A terra dos sonhos não é uma miragem de vida mas será inalcançável se for encarada enquanto se dorme. O IPO (Instituto Português de Oncologia) do Porto trabalha reforçada e formalmente, há quase uma década, no desenvolvimento de ensaios clínicos através da criação da Unidade de Investigação Clínica coordenada pelo dr. José Diniz. Para o IPO, o maior centro português de tratamento do cancro, os ensaios clínicos são uma realidade e uma estrada para o progresso da ciência centrada no doente, um caminho seguro e medicamente assistido para ir ao encontro da proximidade da solução. Não só para um desfecho imediato para o doente que aceita ser parte de um ensaio mas também para um desfecho de futuro (que se quer próximo) para os amanhãs que cantam em futuros doentes. Sem ensaios clínicos consequentes, consentidos, seguros, testados, monitorizados (e autorizados previamente pelo Infarmed), as doenças do foro oncológico seriam um depósito de conhecimento pelo passado das maleitas e não pela procura da antecipação. Sem eles, mais décadas de perda de tempo. Os ensaios clínicos são, obviamente, uma terra não queimada mas íngreme, a germinar na coragem e pela esperança daqueles que ousam.

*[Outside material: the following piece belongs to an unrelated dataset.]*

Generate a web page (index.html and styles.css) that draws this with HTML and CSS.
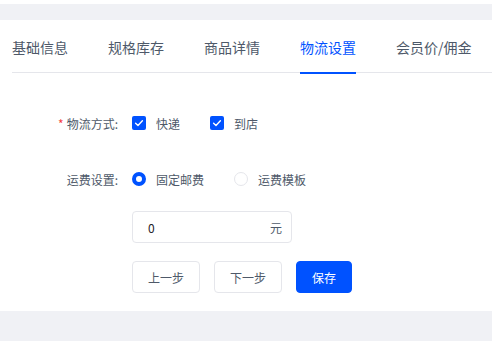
FILE: index.html
```html
<!DOCTYPE html>
<html lang="zh">
<head>
<meta charset="utf-8">
<link rel="stylesheet" href="styles.css">
</head>
<body>
<div class="topgap"></div>
<div class="card">
  <nav class="tabs">
    <div class="tab">基础信息</div>
    <div class="tab">规格库存</div>
    <div class="tab">商品详情</div>
    <div class="tab active">物流设置</div>
    <div class="tab">会员价/佣金</div>
  </nav>
  <div class="form">
    <div class="row">
      <div class="label"><span class="req">*</span>物流方式:</div>
      <div class="ctrl">
        <label class="opt"><span class="cb"><svg viewBox="0 0 14 14" width="14" height="14"><path d="M3.6 7.2 L6 9.4 L10.4 4.8" fill="none" stroke="#fff" stroke-width="1.4" stroke-linecap="round" stroke-linejoin="round"/></svg></span>快递</label>
        <label class="opt"><span class="cb"><svg viewBox="0 0 14 14" width="14" height="14"><path d="M3.6 7.2 L6 9.4 L10.4 4.8" fill="none" stroke="#fff" stroke-width="1.4" stroke-linecap="round" stroke-linejoin="round"/></svg></span>到店</label>
      </div>
    </div>
    <div class="row">
      <div class="label">运费设置:</div>
      <div class="ctrl">
        <label class="opt"><span class="radio on"></span>固定邮费</label>
        <label class="opt"><span class="radio"></span>运费模板</label>
      </div>
    </div>
    <div class="row">
      <div class="label"></div>
      <div class="ctrl">
        <div class="input"><span class="val">0</span><span class="unit">元</span></div>
      </div>
    </div>
    <div class="row btnrow">
      <div class="label"></div>
      <div class="ctrl btns">
        <button class="btn">上一步</button>
        <button class="btn">下一步</button>
        <button class="btn primary">保存</button>
      </div>
    </div>
  </div>
</div>
<div class="bottomgap"></div>
</body>
</html>
```
FILE: styles.css
```css
html, body {
  margin: 0;
  padding: 0;
  background: #fff;
  font-family: "Noto Sans CJK SC", "Noto Sans", sans-serif;
  overflow: hidden;
}
.topgap {
  margin-top: 4px;
  height: 16px;
  background: #f0f1f5;
}
.card {
  background: #fff;
  padding: 0 0 18px 12px;
}
.tabs {
  display: flex;
  gap: 40px;
  border-bottom: 1px solid #e5e6eb;
  height: 53px;
  box-sizing: border-box;
  padding-top: 16px;
}
.tab {
  position: relative;
  font-size: 14px;
  line-height: 22px;
  height: 22px;
  color: #4e5969;
  white-space: nowrap;
}
.tab.active {
  color: #0052ff;
}
.tab.active::after {
  content: "";
  position: absolute;
  left: 0;
  right: 0;
  bottom: -16px;
  height: 2px;
  background: #0052ff;
}
.form {
  padding-top: 34px;
  display: flex;
  flex-direction: column;
  gap: 24px;
}
.row {
  display: flex;
  align-items: center;
  height: 32px;
  gap: 12px;
}
.row:nth-child(3) {
  margin-top: -8px;
}
.row.btnrow {
  margin-top: -6px;
}
.label {
  width: 108px;
  text-align: right;
  font-size: 12px;
  color: #4e5969;
  white-space: nowrap;
  padding-right: 2px;
  box-sizing: border-box;
}
.req {
  color: #f53f3f;
  margin-right: 3px;
  font-size: 12px;
}
.ctrl {
  display: flex;
  align-items: center;
  gap: 30px;
}
.opt {
  display: flex;
  align-items: center;
  gap: 10px;
  font-size: 12px;
  color: #4e5969;
}
.cb {
  width: 14px;
  height: 14px;
  border-radius: 2px;
  background: #0052ff;
  display: flex;
}
.radio {
  width: 14px;
  height: 14px;
  border-radius: 50%;
  border: 1px solid #e5e6eb;
  box-sizing: border-box;
  background: #fff;
}
.radio.on {
  border: 4.5px solid #0052ff;
}
.input {
  width: 160px;
  height: 32px;
  box-sizing: border-box;
  border: 1px solid #e5e6eb;
  border-radius: 4px;
  display: flex;
  align-items: center;
  justify-content: space-between;
  padding: 0 9px 0 15px;
  font-size: 12px;
  color: #1d2129;
}
.unit {
  color: #4e5969;
}
.btns {
  gap: 14px;
}
.btn {
  height: 32px;
  padding: 0;
  width: 68px;
  border: 1px solid #e5e6eb;
  border-radius: 4px;
  background: #fff;
  color: #4e5969;
  font-family: "Noto Sans CJK SC", "Noto Sans", sans-serif;
  font-size: 12px;
}
.btn.primary {
  width: 56px;
  background: #0052ff;
  border-color: #0052ff;
  color: #fff;
}
.bottomgap {
  height: 40px;
  background: #f0f1f5;
}
```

A doença, como o Mundo, é feita de mudança. Os quase 300 doentes que, no ano passado, participaram em ensaios clínicos no IPO são parte do universo estimado de 10 600 pessoas que aceitaram ser parte integrante destes estudos desde 2005. O preconceito que sempre surge acerca destes ensaios encontra uma realidade claramente associada: os novos fármacos, ainda que seguros e aprovados, são testados em pessoas reais, carne e osso e aspirações. E em pessoas que, pelo jugo da possibilidade do fim, podem agarrar o seu consentimento informado como um pedaço de lixo. Atirando-o para lá, não querendo saber. E claro, a promoção e desenvolvimento a cargo da indústria farmacêutica, esse universo de virtude e de nébula. Mas os milhares de doentes que se agarram aos ensaios clínicos como uma espécie de tábua de salvação, não adquirem o estatuto de cobaias pelo desespero. A esperança, ainda que moldada nos requintes de malvadez da vida, não deixa de ser o destino que se agarra nas mãos, olhando a meios para atingir os fins. Em última análise, depende sempre das pessoas. De quem padece e de quem trata. De quem confia e de quem utiliza. E os resultados dão a mão a quem não se limita a esperar por um desenlace. Os benefícios são, em muitos casos, evidentes. Basta olhar as pessoas que passam e que trabalham no IPO do Porto para perceber que é assim.
Orecrutamento de doentes para os ensaios clínicos não é um serviço médico obrigatório. Longe da requisição civil mas também, impõe-se, da objecção de consciência. A guerra é contra a doença, pela possibilidade de pacientes terem acesso a medicamentos que poderão ser o futuro de outros e, em particular, que permitirão realizar, pelo avanço do conhecimento e da fortuna, o seu próprio presente. O estigma não pode ser outro senão o da coragem, própria e terminal que seja. Aquela que, para quem espreita pela janela de fora, se vê como sendo a coragem dos outros. Poucas coisas nos reconciliam mais com a vida do que ver gente que luta no vértice e segue em frente. Olhemos para eles.